What to produce:
Write the data below out exactly as it stands. Do not include the pictures.
──────── Supplied material ────────
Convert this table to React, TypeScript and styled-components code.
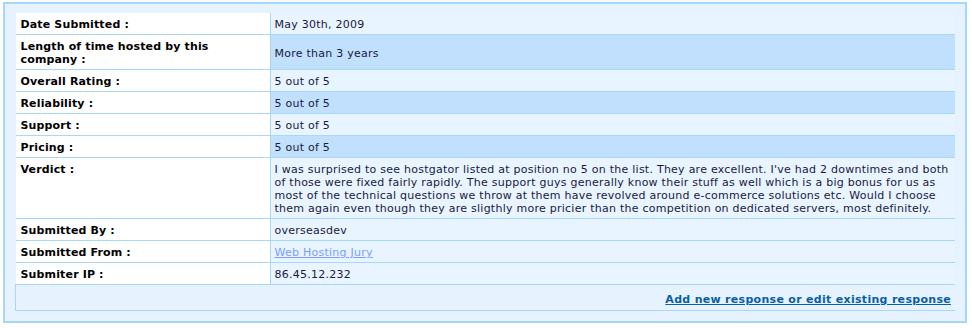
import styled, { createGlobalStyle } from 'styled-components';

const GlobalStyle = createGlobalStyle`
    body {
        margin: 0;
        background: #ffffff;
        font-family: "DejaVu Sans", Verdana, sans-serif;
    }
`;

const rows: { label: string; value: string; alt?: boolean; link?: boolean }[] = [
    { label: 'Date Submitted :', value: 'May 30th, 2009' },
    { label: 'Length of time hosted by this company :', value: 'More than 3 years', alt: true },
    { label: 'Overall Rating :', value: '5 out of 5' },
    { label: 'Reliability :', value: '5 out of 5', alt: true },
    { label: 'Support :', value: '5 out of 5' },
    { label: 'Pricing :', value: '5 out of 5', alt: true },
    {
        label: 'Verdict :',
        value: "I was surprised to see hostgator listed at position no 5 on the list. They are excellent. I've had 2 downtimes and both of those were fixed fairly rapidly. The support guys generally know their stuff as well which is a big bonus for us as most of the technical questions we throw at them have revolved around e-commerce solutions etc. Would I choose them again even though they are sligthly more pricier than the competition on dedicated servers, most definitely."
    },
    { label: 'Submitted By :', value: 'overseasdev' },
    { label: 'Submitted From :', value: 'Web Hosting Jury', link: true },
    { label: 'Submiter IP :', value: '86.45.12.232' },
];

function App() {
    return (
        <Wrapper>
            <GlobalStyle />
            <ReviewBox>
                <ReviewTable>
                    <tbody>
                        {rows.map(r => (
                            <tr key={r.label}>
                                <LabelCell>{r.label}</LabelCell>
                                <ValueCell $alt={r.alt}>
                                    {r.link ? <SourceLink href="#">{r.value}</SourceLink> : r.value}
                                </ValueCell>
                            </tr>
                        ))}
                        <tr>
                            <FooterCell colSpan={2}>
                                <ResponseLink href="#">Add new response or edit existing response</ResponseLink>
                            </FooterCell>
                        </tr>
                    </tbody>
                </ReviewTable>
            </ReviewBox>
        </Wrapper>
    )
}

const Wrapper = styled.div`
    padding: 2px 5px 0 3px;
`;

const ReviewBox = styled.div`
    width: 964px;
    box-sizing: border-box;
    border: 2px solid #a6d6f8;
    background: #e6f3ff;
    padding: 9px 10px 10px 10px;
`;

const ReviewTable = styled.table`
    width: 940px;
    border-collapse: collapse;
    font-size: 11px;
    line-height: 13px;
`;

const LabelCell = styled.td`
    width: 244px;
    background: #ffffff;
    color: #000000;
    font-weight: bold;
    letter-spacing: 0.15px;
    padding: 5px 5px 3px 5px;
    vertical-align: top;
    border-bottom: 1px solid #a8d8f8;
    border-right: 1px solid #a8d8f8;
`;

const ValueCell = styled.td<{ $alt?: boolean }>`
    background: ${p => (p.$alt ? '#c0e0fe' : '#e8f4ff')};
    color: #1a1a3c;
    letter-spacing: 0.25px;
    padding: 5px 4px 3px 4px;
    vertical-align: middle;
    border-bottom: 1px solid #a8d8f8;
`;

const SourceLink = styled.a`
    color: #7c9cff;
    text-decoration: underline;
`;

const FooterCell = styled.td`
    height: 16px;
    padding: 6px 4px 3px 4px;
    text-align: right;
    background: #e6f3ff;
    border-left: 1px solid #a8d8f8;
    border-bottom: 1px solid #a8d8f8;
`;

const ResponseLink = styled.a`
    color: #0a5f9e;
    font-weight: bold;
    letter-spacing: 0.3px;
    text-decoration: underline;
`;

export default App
────────
Written reply:
Convert this table to React, TypeScript and styled-components code.
import styled, { createGlobalStyle } from 'styled-components';

const GlobalStyle = createGlobalStyle`
    body {
        margin: 0;
        background: #ffffff;
        font-family: "DejaVu Sans", Verdana, sans-serif;
    }
`;

const rows: { label: string; value: string; alt?: boolean; link?: boolean }[] = [
    { label: 'Date Submitted :', value: 'May 30th, 2009' },
    { label: 'Length of time hosted by this company :', value: 'More than 3 years', alt: true },
    { label: 'Overall Rating :', value: '5 out of 5' },
    { label: 'Reliability :', value: '5 out of 5', alt: true },
    { label: 'Support :', value: '5 out of 5' },
    { label: 'Pricing :', value: '5 out of 5', alt: true },
    {
        label: 'Verdict :',
        value: "I was surprised to see hostgator listed at position no 5 on the list. They are excellent. I've had 2 downtimes and both of those were fixed fairly rapidly. The support guys generally know their stuff as well which is a big bonus for us as most of the technical questions we throw at them have revolved around e-commerce solutions etc. Would I choose them again even though they are sligthly more pricier than the competition on dedicated servers, most definitely."
    },
    { label: 'Submitted By :', value: 'overseasdev' },
    { label: 'Submitted From :', value: 'Web Hosting Jury', link: true },
    { label: 'Submiter IP :', value: '86.45.12.232' },
];

function App() {
    return (
        <Wrapper>
            <GlobalStyle />
            <ReviewBox>
                <ReviewTable>
                    <tbody>
                        {rows.map(r => (
                            <tr key={r.label}>
                                <LabelCell>{r.label}</LabelCell>
                                <ValueCell $alt={r.alt}>
                                    {r.link ? <SourceLink href="#">{r.value}</SourceLink> : r.value}
                                </ValueCell>
                            </tr>
                        ))}
                        <tr>
                            <FooterCell colSpan={2}>
                                <ResponseLink href="#">Add new response or edit existing response</ResponseLink>
                            </FooterCell>
                        </tr>
                    </tbody>
                </ReviewTable>
            </ReviewBox>
        </Wrapper>
    )
}

const Wrapper = styled.div`
    padding: 2px 5px 0 3px;
`;

const ReviewBox = styled.div`
    width: 964px;
    box-sizing: border-box;
    border: 2px solid #a6d6f8;
    background: #e6f3ff;
    padding: 9px 10px 10px 10px;
`;

const ReviewTable = styled.table`
    width: 940px;
    border-collapse: collapse;
    font-size: 11px;
    line-height: 13px;
`;

const LabelCell = styled.td`
    width: 244px;
    background: #ffffff;
    color: #000000;
    font-weight: bold;
    letter-spacing: 0.15px;
    padding: 5px 5px 3px 5px;
    vertical-align: top;
    border-bottom: 1px solid #a8d8f8;
    border-right: 1px solid #a8d8f8;
`;

const ValueCell = styled.td<{ $alt?: boolean }>`
    background: ${p => (p.$alt ? '#c0e0fe' : '#e8f4ff')};
    color: #1a1a3c;
    letter-spacing: 0.25px;
    padding: 5px 4px 3px 4px;
    vertical-align: middle;
    border-bottom: 1px solid #a8d8f8;
`;

const SourceLink = styled.a`
    color: #7c9cff;
    text-decoration: underline;
`;

const FooterCell = styled.td`
    height: 16px;
    padding: 6px 4px 3px 4px;
    text-align: right;
    background: #e6f3ff;
    border-left: 1px solid #a8d8f8;
    border-bottom: 1px solid #a8d8f8;
`;

const ResponseLink = styled.a`
    color: #0a5f9e;
    font-weight: bold;
    letter-spacing: 0.3px;
    text-decoration: underline;
`;

export default App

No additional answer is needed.